2020/10/25

Cultura, pandemia, gangrena e drinks de fim da tarde



Haverá dúvidas de que a “cultura” é mansa? 

Mesmo depois de tantas “flight cases” plantadas no Terreiro do Paço e na CM do Porto, projecções coloridas em edifícios, e outros protestos murchos, a "cultura" continua em processo de gangrena. As restrições às actividades culturais trazem consequências dramáticas, mas em Portimão parece que estamos noutro planeta. Que diferença para as salas fechadas ou a meia haste que por aí vamos vendo.



Não pretendo aqui fazer uma análise do sector da cultura em Portugal nem estou habilitado para o fazer. Pretendo apenas chamar a atenção para umas tantas incoerências e, sobretudo, para a passividade inacreditável com que o sector da cultura, certamente inebriado pelos drinks de fim de tarde, assiste à crise que se instalou. Com olhar bovino, como o de quem aguarda a vez para entrar no matadouro. 

O sector cultural, face ao valor previsto para a cultura, limita-se a largar, com ar enfadado, uns bitaites e umas queixinhas avulsas nas redes sociais e em entrevistas mais ou menos folclóricas. Não há qualquer organização, não se ouviu uma palavra  dos agentes culturais quanto a um projecto de recuperação deste sector, nem uma ideia para aplicações dos fundos estruturais que aí vêm. Nada. Os portugueses, por seu lado — povo que saca também, sem perceber o que está a fazer, o revólver quando ouve falar em cultura —  aceitam, sem problema de maior, que fechem salas de espectáculo, acabem festivais, produtoras, editoras, que continuem a sair dezenas e dezenas de jovens das escolas de artes, músicos, actores, técnicos, sem que exista perspectiva de trabalho no imediato e sem que existam possibilidades de exercerem as profissões que escolheram no futuro. Não há maneira de os acolher e, no futuro, vai ser pior. Mas eles continuam a sair das escolas. Imagino que, por este andar, os únicos locais onde poderão encontrar trabalho daqui a uns tempos seja nas igrejas... 

É que, aposto, os portugueses serão sensíveis a um outro tipo de reivindicações e o nível da gestão pública que temos não dá para mais.
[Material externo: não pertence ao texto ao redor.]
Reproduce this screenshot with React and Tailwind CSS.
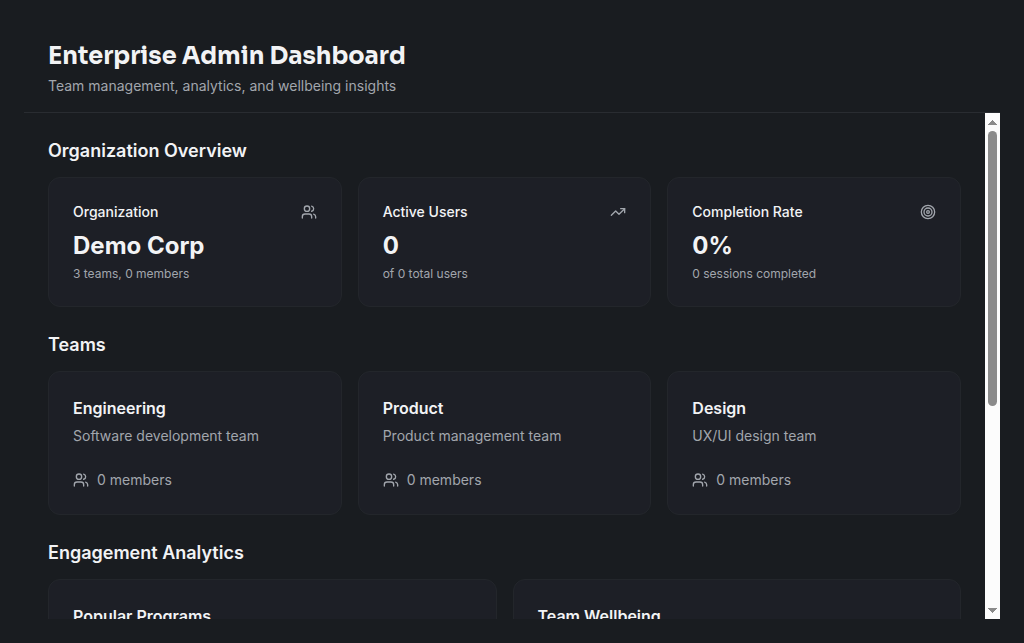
import React, { useEffect, useRef, useState } from "react";
import { Users, TrendingUp, Target } from "lucide-react";

const stats = [
  { title: "Organization", value: "Demo Corp", note: "3 teams, 0 members", Icon: Users },
  { title: "Active Users", value: "0", note: "of 0 total users", Icon: TrendingUp },
  { title: "Completion Rate", value: "0%", note: "0 sessions completed", Icon: Target },
];

const teams = [
  { name: "Engineering", description: "Software development team", members: 0 },
  { name: "Product", description: "Product management team", members: 0 },
  { name: "Design", description: "UX/UI design team", members: 0 },
];

const analytics = ["Popular Programs", "Team Wellbeing"];

function Card({ className = "", children }) {
  return (
    <article className={`rounded-xl border border-[#23262b] bg-[#1d1f26] p-6 ${className}`}>
      {children}
    </article>
  );
}

function Section({ title, children }) {
  return (
    <section className="flex flex-col gap-3">
      <h2 className="text-lg leading-7 font-semibold">{title}</h2>
      {children}
    </section>
  );
}

// Scrollable pane with an always visible vertical scroll bar.
function ScrollPane({ children }) {
  const pane = useRef(null);
  const [thumb, setThumb] = useState({ size: 58.5, before: 0 });

  const update = () => {
    const { scrollTop, scrollHeight, clientHeight } = pane.current;
    setThumb({
      size: (clientHeight / scrollHeight) * 100,
      before: (scrollTop / scrollHeight) * 100,
    });
  };

  useEffect(() => {
    update();
    window.addEventListener("resize", update);
    return () => window.removeEventListener("resize", update);
  }, []);

  const scroll = (amount) => pane.current.scrollBy({ top: amount });

  return (
    <div className="flex min-h-0 flex-1">
      <main
        ref={pane}
        onScroll={update}
        className="flex min-w-0 flex-1 flex-col gap-6 overflow-y-auto p-6 [scrollbar-width:none]"
      >
        {children}
      </main>
      <div className="flex w-[15px] shrink-0 flex-col bg-[#fcfcfc]">
        <button
          type="button"
          aria-label="Scroll up"
          onClick={() => scroll(-40)}
          className="flex h-[18px] shrink-0 items-center justify-center"
        >
          <svg viewBox="0 0 9 5" className="h-[5px] w-[9px] fill-[#8b8b8b]" shapeRendering="crispEdges">
            <path d="M4 0h1v1h1v1h1v1h1v1h1v1H0V4h1V3h1V2h1V1h1z" />
          </svg>
        </button>
        <div className="min-h-0 flex-1 px-[3px]">
          <div style={{ height: `${thumb.before}%` }} />
          <div className="rounded-full bg-[#8b8b8b]" style={{ height: `${thumb.size}%` }} />
        </div>
        <button
          type="button"
          aria-label="Scroll down"
          onClick={() => scroll(40)}
          className="flex h-[18px] shrink-0 items-center justify-center"
        >
          <svg viewBox="0 0 9 5" className="h-[5px] w-[9px] fill-[#8b8b8b]" shapeRendering="crispEdges">
            <path d="M0 0h9v1H8v1H7v1H6v1H5v1H4V4H3V3H2V2H1V1H0z" />
          </svg>
        </button>
      </div>
    </div>
  );
}

export default function App() {
  return (
    <div className="h-screen bg-[#191c20] p-6 font-['Inter',sans-serif] text-[#f2f3f5]">
      <div className="flex h-full flex-col">
        <header className="border-b border-[#292c31] px-6 py-4">
          <h1 className="font-['Sora',sans-serif] text-2xl leading-8 font-bold">
            Enterprise Admin Dashboard
          </h1>
          <p className="mt-1 text-sm leading-5 text-[#a2a6ad]">
            Team management, analytics, and wellbeing insights
          </p>
        </header>

        <ScrollPane>
          <Section title="Organization Overview">
            <div className="grid grid-cols-3 gap-4">
              {stats.map(({ title, value, note, Icon }) => (
                <Card key={title}>
                  <div className="flex items-center justify-between pb-2">
                    <h3 className="text-sm leading-5 font-medium">{title}</h3>
                    <Icon className="size-4 text-[#a2a6ad]" aria-hidden="true" />
                  </div>
                  <p className="text-2xl leading-8 font-bold">{value}</p>
                  <p className="mt-1 text-xs leading-4 text-[#a2a6ad]">{note}</p>
                </Card>
              ))}
            </div>
          </Section>

          <Section title="Teams">
            <div className="grid grid-cols-3 gap-4">
              {teams.map(({ name, description, members }) => (
                <Card key={name}>
                  <h3 className="text-base leading-6 font-semibold">{name}</h3>
                  <p className="mt-1.5 text-sm leading-5 text-[#a2a6ad]">{description}</p>
                  <div className="mt-6 flex items-center gap-2 text-sm leading-5 text-[#a2a6ad]">
                    <Users className="size-4" aria-hidden="true" />
                    <span>{members} members</span>
                  </div>
                </Card>
              ))}
            </div>
          </Section>

          <Section title="Engagement Analytics">
            <div className="grid grid-cols-2 gap-4">
              {analytics.map((title) => (
                <Card key={title} className="min-h-94">
                  <h3 className="text-base leading-6 font-semibold">{title}</h3>
                </Card>
              ))}
            </div>
          </Section>
        </ScrollPane>
      </div>
    </div>
  );
}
Há dias, a propósito da "crise" em Fátima, o líder parlamentar do PSD, um deputado chamado Adão Silva, e os deputados "sociais-democratas" eleitos por Santarém, vieram reivindicar "apoios sociais e fiscais," chamando a atenção para o facto de a região ter sido atingida pelas consequências económicas da pandemia e exigindo medidas “no âmbito dos impostos, nos apoios vários às empresas e do ponto de vista social”. Em causa está o OE 2021 e mesmo os fundos estruturais. O que os deputados em questão estão a reivindicar é um subsídio a uma crença religiosa, pago, directa ou indirectamente, por todos os contribuintes, acreditem ou não nessa crença. E estamos com sorte por não terem sugerido a obrigação de cada português ir passar o fim de semana a um hotel em Fátima. O que está em causa aqui não é a reivindicação em si. Fazem pela vida. O que aqui parece bizarro é que os deputados se sintam legitimados a fazê-la, enquanto outros sectores, de importância vital e muito mais abrangente para o país o não façam. Como o sector da cultura, por exemplo.

O que se vai vendo no que respeita a este sector é um escândalo. Sem resposta. Os milhões chovem só para um lado, sem que ninguém se indigne com o assunto. As televisões, por exemplo, receberam balúrdios à pala da pandemia. Deveriam ter sido obrigadas a reprogramar as suas grelhas com música, teatro, dança, circo, etc., português. Mas que raio de ideia de cultura tem o Governo? O que é que o PM e o PR vêem para além do namoro aos "artistas" que lhe trazem votos? Conseguirão ter uma ideia de cultura para além do barulho das luzes e dos vapores dos drinks? Se têm, não se vê.

No que diz respeito à cultura, estamos em plena era da pedra lascada. Agora disfarçada com eventos e entretenimento. Anda tudo a dormir. Estou em crer que é a própria “cultura“ que não se leva a sério e não acredita em si. Venham mais umas corridinhas de carrinhos e motinhas!!